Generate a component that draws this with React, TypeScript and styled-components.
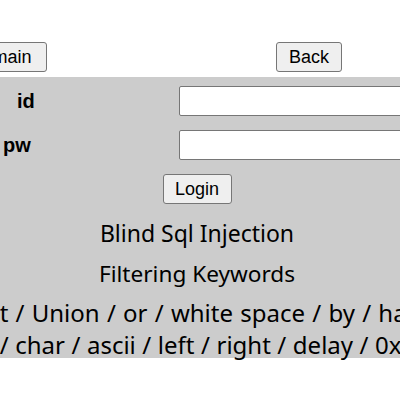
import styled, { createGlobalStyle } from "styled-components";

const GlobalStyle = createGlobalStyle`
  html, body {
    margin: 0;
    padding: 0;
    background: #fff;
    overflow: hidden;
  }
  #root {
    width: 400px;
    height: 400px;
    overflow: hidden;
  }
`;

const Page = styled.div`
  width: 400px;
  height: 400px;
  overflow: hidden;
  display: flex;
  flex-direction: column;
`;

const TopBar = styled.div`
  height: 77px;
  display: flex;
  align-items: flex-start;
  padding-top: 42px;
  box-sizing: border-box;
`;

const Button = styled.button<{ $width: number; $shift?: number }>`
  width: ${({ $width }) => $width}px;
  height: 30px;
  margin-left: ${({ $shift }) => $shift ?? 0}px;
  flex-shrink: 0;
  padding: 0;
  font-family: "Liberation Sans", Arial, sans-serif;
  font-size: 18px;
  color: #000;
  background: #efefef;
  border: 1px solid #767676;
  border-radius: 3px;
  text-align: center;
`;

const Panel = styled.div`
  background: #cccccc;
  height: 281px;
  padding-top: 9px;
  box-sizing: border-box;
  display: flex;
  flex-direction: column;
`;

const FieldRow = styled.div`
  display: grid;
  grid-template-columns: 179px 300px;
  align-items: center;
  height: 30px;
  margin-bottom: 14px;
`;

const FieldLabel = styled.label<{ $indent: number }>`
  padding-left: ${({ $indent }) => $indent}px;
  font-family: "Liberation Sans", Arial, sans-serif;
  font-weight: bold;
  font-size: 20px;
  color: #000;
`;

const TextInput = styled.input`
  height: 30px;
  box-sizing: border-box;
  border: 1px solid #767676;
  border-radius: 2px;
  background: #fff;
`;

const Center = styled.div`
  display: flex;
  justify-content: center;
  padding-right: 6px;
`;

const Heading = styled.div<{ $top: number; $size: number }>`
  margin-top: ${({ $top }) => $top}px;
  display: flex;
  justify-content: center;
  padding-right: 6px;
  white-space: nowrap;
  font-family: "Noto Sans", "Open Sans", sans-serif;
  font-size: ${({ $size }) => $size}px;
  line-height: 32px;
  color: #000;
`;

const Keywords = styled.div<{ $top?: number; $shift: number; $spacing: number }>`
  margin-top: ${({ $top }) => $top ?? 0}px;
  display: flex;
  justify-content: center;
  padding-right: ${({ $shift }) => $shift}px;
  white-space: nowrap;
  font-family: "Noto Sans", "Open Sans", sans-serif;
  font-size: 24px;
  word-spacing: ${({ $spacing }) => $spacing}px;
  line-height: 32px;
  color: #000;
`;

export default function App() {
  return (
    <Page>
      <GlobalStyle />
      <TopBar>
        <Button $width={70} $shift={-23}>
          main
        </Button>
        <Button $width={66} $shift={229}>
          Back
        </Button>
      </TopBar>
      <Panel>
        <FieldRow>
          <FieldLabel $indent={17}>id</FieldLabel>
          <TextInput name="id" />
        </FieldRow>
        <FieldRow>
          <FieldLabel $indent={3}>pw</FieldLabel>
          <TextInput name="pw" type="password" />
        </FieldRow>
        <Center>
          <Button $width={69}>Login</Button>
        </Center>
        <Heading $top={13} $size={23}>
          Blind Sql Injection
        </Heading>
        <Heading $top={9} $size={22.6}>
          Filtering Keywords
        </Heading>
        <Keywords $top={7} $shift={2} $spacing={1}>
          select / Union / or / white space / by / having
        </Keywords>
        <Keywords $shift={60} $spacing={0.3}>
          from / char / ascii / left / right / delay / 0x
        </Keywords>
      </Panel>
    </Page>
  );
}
####################
* Task details *
Leave the pictures out and copy the rest of the data exactly.

* Task output *
Generate a component that draws this with React, TypeScript and styled-components.
import styled, { createGlobalStyle } from "styled-components";

const GlobalStyle = createGlobalStyle`
  html, body {
    margin: 0;
    padding: 0;
    background: #fff;
    overflow: hidden;
  }
  #root {
    width: 400px;
    height: 400px;
    overflow: hidden;
  }
`;

const Page = styled.div`
  width: 400px;
  height: 400px;
  overflow: hidden;
  display: flex;
  flex-direction: column;
`;

const TopBar = styled.div`
  height: 77px;
  display: flex;
  align-items: flex-start;
  padding-top: 42px;
  box-sizing: border-box;
`;

const Button = styled.button<{ $width: number; $shift?: number }>`
  width: ${({ $width }) => $width}px;
  height: 30px;
  margin-left: ${({ $shift }) => $shift ?? 0}px;
  flex-shrink: 0;
  padding: 0;
  font-family: "Liberation Sans", Arial, sans-serif;
  font-size: 18px;
  color: #000;
  background: #efefef;
  border: 1px solid #767676;
  border-radius: 3px;
  text-align: center;
`;

const Panel = styled.div`
  background: #cccccc;
  height: 281px;
  padding-top: 9px;
  box-sizing: border-box;
  display: flex;
  flex-direction: column;
`;

const FieldRow = styled.div`
  display: grid;
  grid-template-columns: 179px 300px;
  align-items: center;
  height: 30px;
  margin-bottom: 14px;
`;

const FieldLabel = styled.label<{ $indent: number }>`
  padding-left: ${({ $indent }) => $indent}px;
  font-family: "Liberation Sans", Arial, sans-serif;
  font-weight: bold;
  font-size: 20px;
  color: #000;
`;

const TextInput = styled.input`
  height: 30px;
  box-sizing: border-box;
  border: 1px solid #767676;
  border-radius: 2px;
  background: #fff;
`;

const Center = styled.div`
  display: flex;
  justify-content: center;
  padding-right: 6px;
`;

const Heading = styled.div<{ $top: number; $size: number }>`
  margin-top: ${({ $top }) => $top}px;
  display: flex;
  justify-content: center;
  padding-right: 6px;
  white-space: nowrap;
  font-family: "Noto Sans", "Open Sans", sans-serif;
  font-size: ${({ $size }) => $size}px;
  line-height: 32px;
  color: #000;
`;

const Keywords = styled.div<{ $top?: number; $shift: number; $spacing: number }>`
  margin-top: ${({ $top }) => $top ?? 0}px;
  display: flex;
  justify-content: center;
  padding-right: ${({ $shift }) => $shift}px;
  white-space: nowrap;
  font-family: "Noto Sans", "Open Sans", sans-serif;
  font-size: 24px;
  word-spacing: ${({ $spacing }) => $spacing}px;
  line-height: 32px;
  color: #000;
`;

export default function App() {
  return (
    <Page>
      <GlobalStyle />
      <TopBar>
        <Button $width={70} $shift={-23}>
          main
        </Button>
        <Button $width={66} $shift={229}>
          Back
        </Button>
      </TopBar>
      <Panel>
        <FieldRow>
          <FieldLabel $indent={17}>id</FieldLabel>
          <TextInput name="id" />
        </FieldRow>
        <FieldRow>
          <FieldLabel $indent={3}>pw</FieldLabel>
          <TextInput name="pw" type="password" />
        </FieldRow>
        <Center>
          <Button $width={69}>Login</Button>
        </Center>
        <Heading $top={13} $size={23}>
          Blind Sql Injection
        </Heading>
        <Heading $top={9} $size={22.6}>
          Filtering Keywords
        </Heading>
        <Keywords $top={7} $shift={2} $spacing={1}>
          select / Union / or / white space / by / having
        </Keywords>
        <Keywords $shift={60} $spacing={0.3}>
          from / char / ascii / left / right / delay / 0x
        </Keywords>
      </Panel>
    </Page>
  );
}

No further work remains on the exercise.